The Keller Pils was outstanding – and the Kolsh was fine on a hot summer day – just like I remembered it. I walked down to the loading dock to the umbrella to settle up and buy a couple of crowlers on my way out. I asked the server how the brewery was dealing with the current situation and she said “it’s been really good since we reopened outside”. They are canning and getting local distribution – “no problems” she said.
I then visited another brewery not too far away and in my view they just didn’t have the same level of logistical and operational set up. There was a closed front door to the tap room, so I circled around back of the strip mall location to find a small crushed stone patio in the parking lot of but that was fenced off with some temporary orange rubber fencing material. So I wandered back around to the front entrance again, this time venturing inside. I came upon a huge empty room with chairs stacked up and malt bags on the floor. At the bar were two masked servers who waived me out the back entrance to the patio.

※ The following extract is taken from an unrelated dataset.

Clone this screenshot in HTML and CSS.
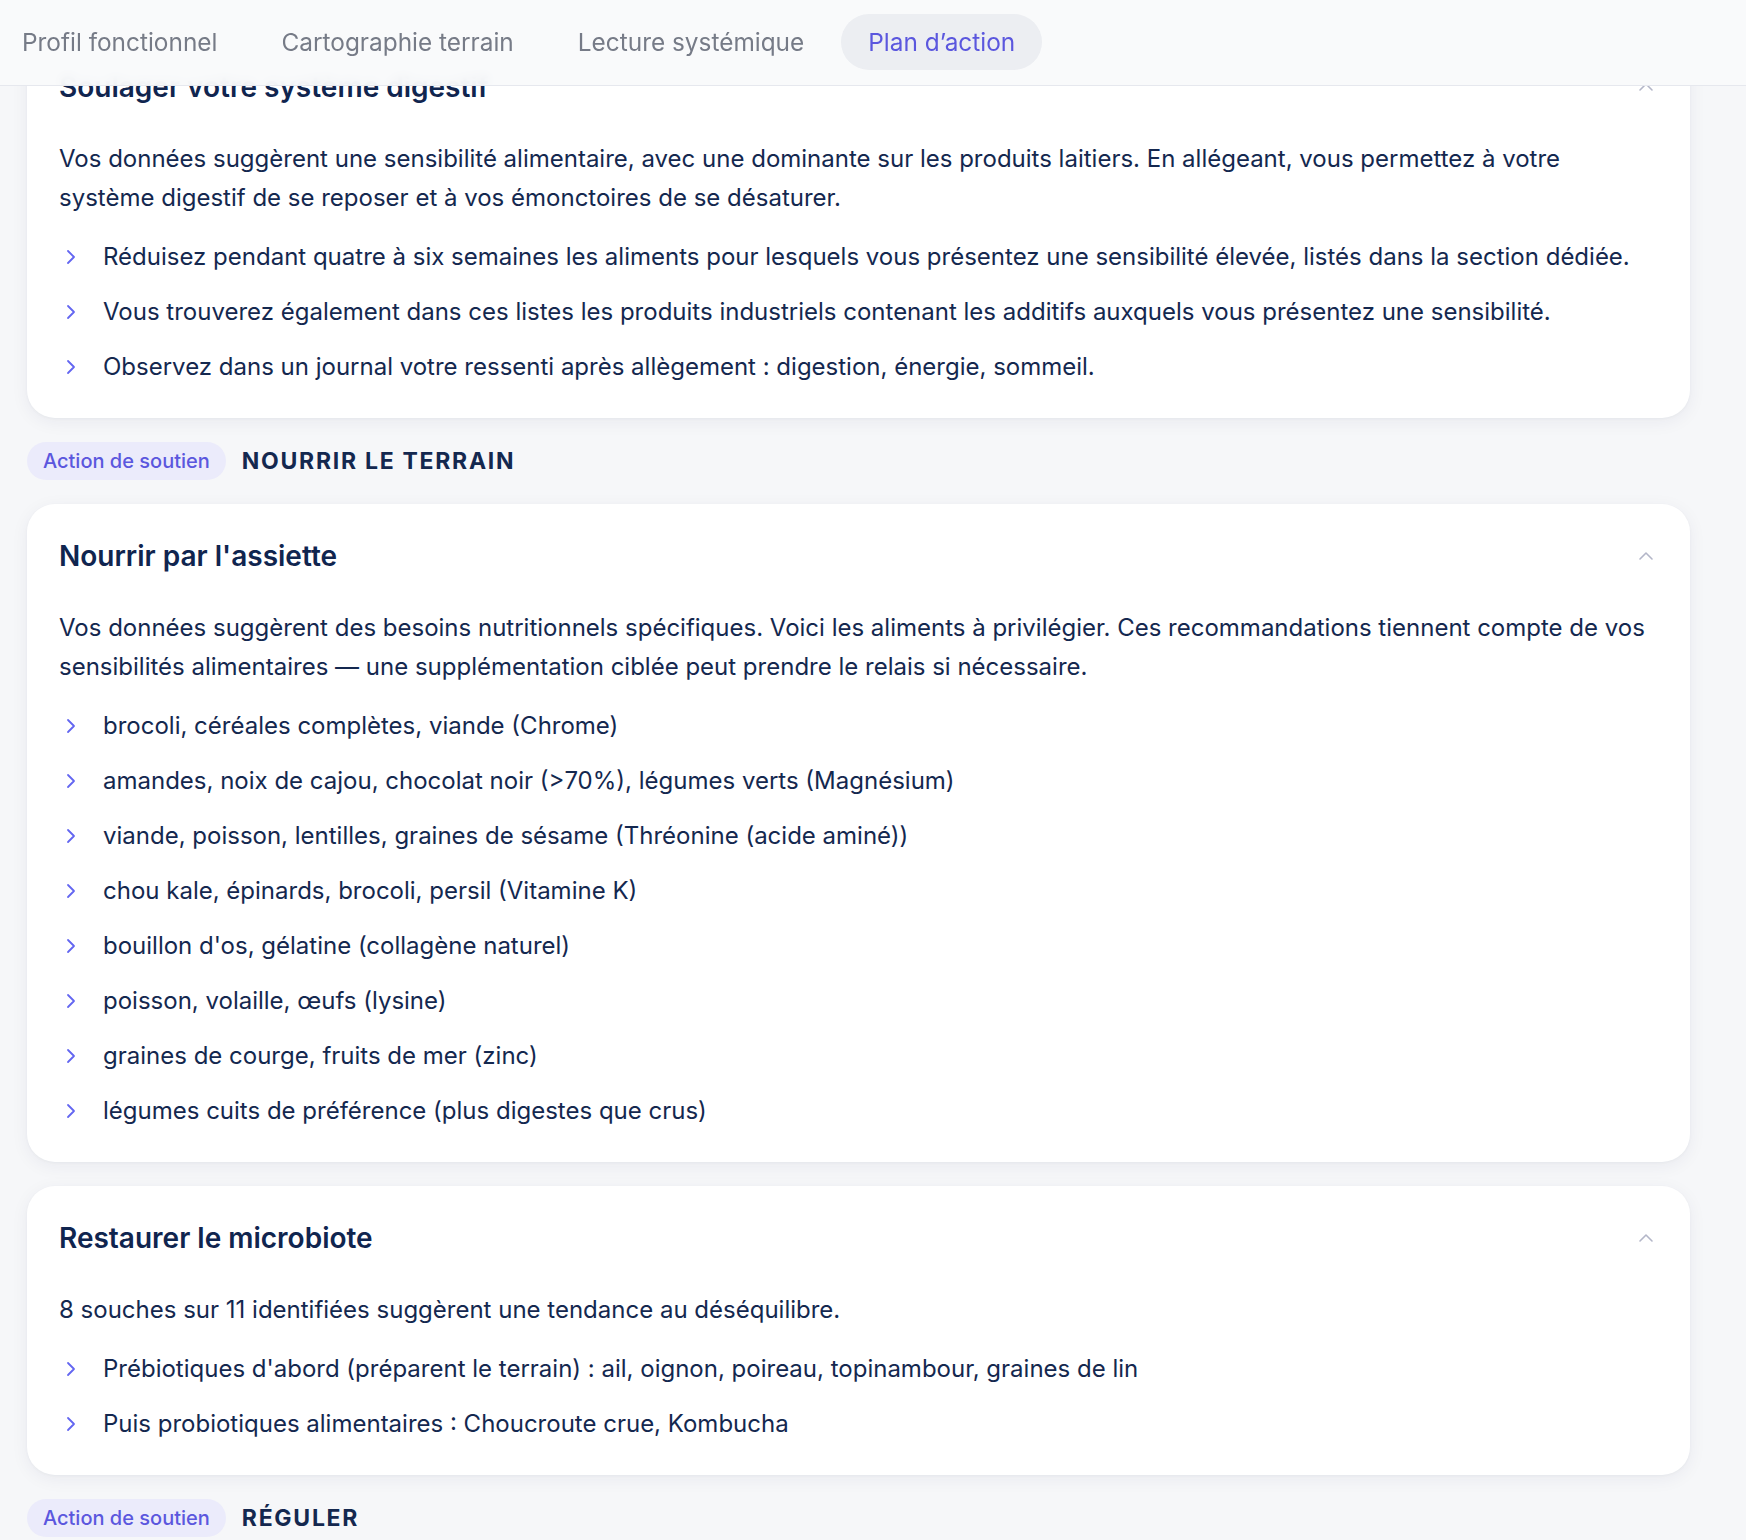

There were six picnic tables with umbrellas in the hot patio- and the beer was pretty good. This establishment was more into fruit and wheat (being seasonable) than my preference but it was fresh and more than good enough. I struck up a conversation with a couple 10 feet away, and it was OK, nice folks, some good beer talk – I began to feel the nostalgia for the “good old days” – back when I would wedge my way into new crowded taprooms, stepping over children and being jostled by millennials playing Jenga talking about life and beer.
I got a crowler of a pretty nice 7% ABV Brut IPA and on my way out asked how their brewery was doing. The server looked at me over her mask and just shrugged. I wondered if that meant that she didn’t know, or that – well, who knows? Hard to read the expression under the mask.

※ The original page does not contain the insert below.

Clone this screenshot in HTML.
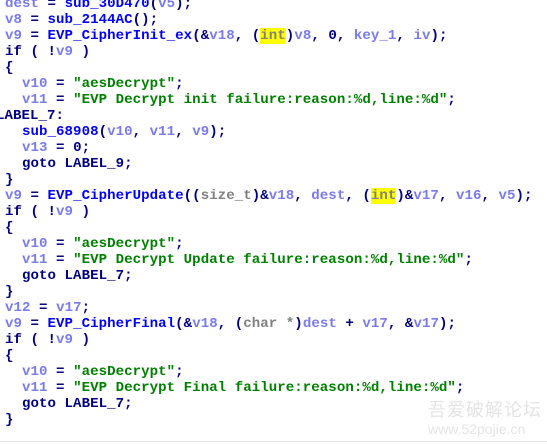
<!DOCTYPE html>
<html><head><style>
html,body{margin:0;padding:0;background:#fff;width:547px;height:445px;overflow:hidden}
pre{margin:0;position:absolute;left:5px;top:-4px;font-family:"Liberation Mono",monospace;font-weight:bold;font-size:14.1px;line-height:16px;color:#000080;letter-spacing:0.05px}
.v{color:#7a7af0}.f{color:#0000ff}.s{color:#008000}.t{color:#808080}.h{background:#ffff00;color:#808080}
.lb{position:relative;left:-9px}
.wm{position:absolute;left:428px;font-family:"Liberation Sans","Noto Sans CJK SC",sans-serif;color:#e4e4e4;white-space:nowrap}
.bl{position:absolute;left:0;right:0;top:441px;height:1px;background:#e8e8e8}
</style></head><body>
<pre><span class="v">dest</span> = <span class="f">sub_30D470</span>(<span class="v">v5</span>);
<span class="v">v8</span> = <span class="f">sub_2144AC</span>();
<span class="v">v9</span> = <span class="f">EVP_CipherInit_ex</span>(&amp;<span class="v">v18</span>, (<span class="h">int</span>)<span class="v">v8</span>, 0, <span class="v">key_1</span>, <span class="v">iv</span>);
if ( !<span class="v">v9</span> )
{
  <span class="v">v10</span> = <span class="s">"aesDecrypt"</span>;
  <span class="v">v11</span> = <span class="s">"EVP Decrypt init failure:reason:%d,line:%d"</span>;
<span class="lb">LABEL_7:</span>
  <span class="f">sub_68908</span>(<span class="v">v10</span>, <span class="v">v11</span>, <span class="v">v9</span>);
  <span class="v">v13</span> = 0;
  goto LABEL_9;
}
<span class="v">v9</span> = <span class="f">EVP_CipherUpdate</span>((<span class="t">size_t</span>)&amp;<span class="v">v18</span>, <span class="v">dest</span>, (<span class="h">int</span>)&amp;<span class="v">v17</span>, <span class="v">v16</span>, <span class="v">v5</span>);
if ( !<span class="v">v9</span> )
{
  <span class="v">v10</span> = <span class="s">"aesDecrypt"</span>;
  <span class="v">v11</span> = <span class="s">"EVP Decrypt Update failure:reason:%d,line:%d"</span>;
  goto LABEL_7;
}
<span class="v">v12</span> = <span class="v">v17</span>;
<span class="v">v9</span> = <span class="f">EVP_CipherFinal</span>(&amp;<span class="v">v18</span>, (<span class="t">char *</span>)<span class="v">dest</span> + <span class="v">v17</span>, &amp;<span class="v">v17</span>);
if ( !<span class="v">v9</span> )
{
  <span class="v">v10</span> = <span class="s">"aesDecrypt"</span>;
  <span class="v">v11</span> = <span class="s">"EVP Decrypt Final failure:reason:%d,line:%d"</span>;
  goto LABEL_7;
}</pre>
<div class="wm" style="top:396px;font-size:18px;letter-spacing:1px">吾爱破解论坛</div>
<div class="wm" style="top:421px;font-size:14px">www.52pojie.cn</div>
<div class="bl"></div>
</body></html>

My experiences this summer ranged in all different ways as breweries try to “figure it out. Some were somewhat threatening – (walking up to a “police taped” front door with a orange cone in front, greeting a masked server who took me to a socially distant table). Others purely transactional (front door blocked with a table and server who could only hand beer to go out the door.) Moreover most of the beer gardens were pretty empty, sometimes totally at times – so there wasn’t much of a chance for social interaction. But I feel that this will change as people become a bit more adventurous and proper protocol is used universally.
We are all hoping that the industry recovers from this, and that the new normal is established to let these small craft breweries survive. I will certainly try to do my part – and I hope if you are hesitating – that you will give it a try. It’s still good beer, and good beer people – even if it’s a very different experience. They are figuring out ways to keep us safe. Let’s adapt and help our brewers survive.